The first side is the real killer here, for my money. Opening with the gentle, atmospheric ‘The Rising Of The Black Sun’, we are transported straight into the cover illustration actually, except with a touch more Mellotron and flute; at a mere 5:44 it’s a bit of an appetizer for it’s more substantial neighbours on The Weirding. I think it really shows the band off at their best. Check out the suitably geekoid rather excellent homemade video below:
It ticks all the boxes for me, dramatic structure, plenty of light and shade and a real edge – a restrained one though. The main act on this side of the LP is ‘The Weirding’ itself. Hmm, how best to sum up a 15 minute prog classic in a word, or two? Crunchy. If Pink Floyd had been born later and fallen under the spell of Gary Gygax and polyhedral dice, instead of being the motivated ruthless high-achievers they were, then this is how they would have sounded. All the musicianship is, as you’d expect, excellent but the guitaring here is absolutely spell-binding in places, again with a harder edge than is common in these progressive waters.

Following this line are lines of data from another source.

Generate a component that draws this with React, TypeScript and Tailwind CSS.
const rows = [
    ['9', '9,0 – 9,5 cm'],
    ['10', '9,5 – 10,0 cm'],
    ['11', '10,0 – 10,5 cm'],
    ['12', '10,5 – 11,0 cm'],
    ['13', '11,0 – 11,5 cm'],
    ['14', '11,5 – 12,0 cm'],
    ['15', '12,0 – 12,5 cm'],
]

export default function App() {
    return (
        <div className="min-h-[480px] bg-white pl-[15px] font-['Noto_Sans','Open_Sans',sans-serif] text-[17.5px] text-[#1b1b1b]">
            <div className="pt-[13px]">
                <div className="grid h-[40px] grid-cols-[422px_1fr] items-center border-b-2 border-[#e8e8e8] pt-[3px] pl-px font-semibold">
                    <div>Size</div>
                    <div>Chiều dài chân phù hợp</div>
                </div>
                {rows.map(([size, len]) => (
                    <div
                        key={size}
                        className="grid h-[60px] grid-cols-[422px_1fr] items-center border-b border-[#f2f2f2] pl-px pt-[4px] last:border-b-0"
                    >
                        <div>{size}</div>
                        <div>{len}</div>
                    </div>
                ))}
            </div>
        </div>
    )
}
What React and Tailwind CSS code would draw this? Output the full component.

Also particularly noteworthy is the pastoral gentility of ‘Broken Glass’ which strays into Steeleye Span’s garden, before being chased away by armed folk dudes. The Weirding finishes with a great 1-2 combo of ‘The Dawning Of Orphiucus’ and ‘Beyond To Slight The Maze’ – again just sheer prog bliss, sumptuous soaring melodic lines over great percussion and, umm, a certain amount of gibberish. If Astra have a fault it is this, the lyrics appear chosen entirely for sound and filling-up-available-space purposes, to wit:
Careless speeds of light to nowhere
Pass so near, no room to grow there
Multiplying moon struck rabid zoo
Hmm, not coming to a greetings card near you anytime soon. My favourite blogger commented on just this very point in his review of their follow-up effort The Black Chord. It’s just not the point though, the point is the brilliant organ playing on ‘…Maze’ leading to the gentle climax of the album; or the guitar tone on ‘Silent Sleep’. I can’t get a handle on the 17-minute ‘Ouroborus’ though, it’s a bit of a prog bridge too far for me, the structure and the playing don’t fly on this track like the rest of The Weirding does for me.
This is a really excellent album, give it a go you won’t regret it. It soars and scores in equal measure for me. Come on any band where the drummer is also the flautist has to qualify for 1537 bonus points – I bet that’s a real bugger to do simultaneously!
Maybe it’s just time for me to accept my inner progosity? Prog and proud, baby! Prog and proud!
480 Down.
PS – you know the hallowed old Dark Side Of The Moon / The Wizard Of Oz stoned theories? there’s a very similar The Weirding / Cocoon one. True.
*12-string, mandolin and arpeggione – obviously.
**as a 42 year-old father of two, this is of paramount importance in my life.
^exact figures to remain vague, but REALLY much, much less (but not so little I can safely declare it here – married folks know what I mean).
^^but you should know that the copy of Songs In The Key Of Life I eBayed was also missing its’ bonus 7″ – coincidence? I think not! The British government clearly doesn’t like my views on Pet Sounds and What’s Going On – YOU JUST CAN’T HANDLE THE TRUTH!!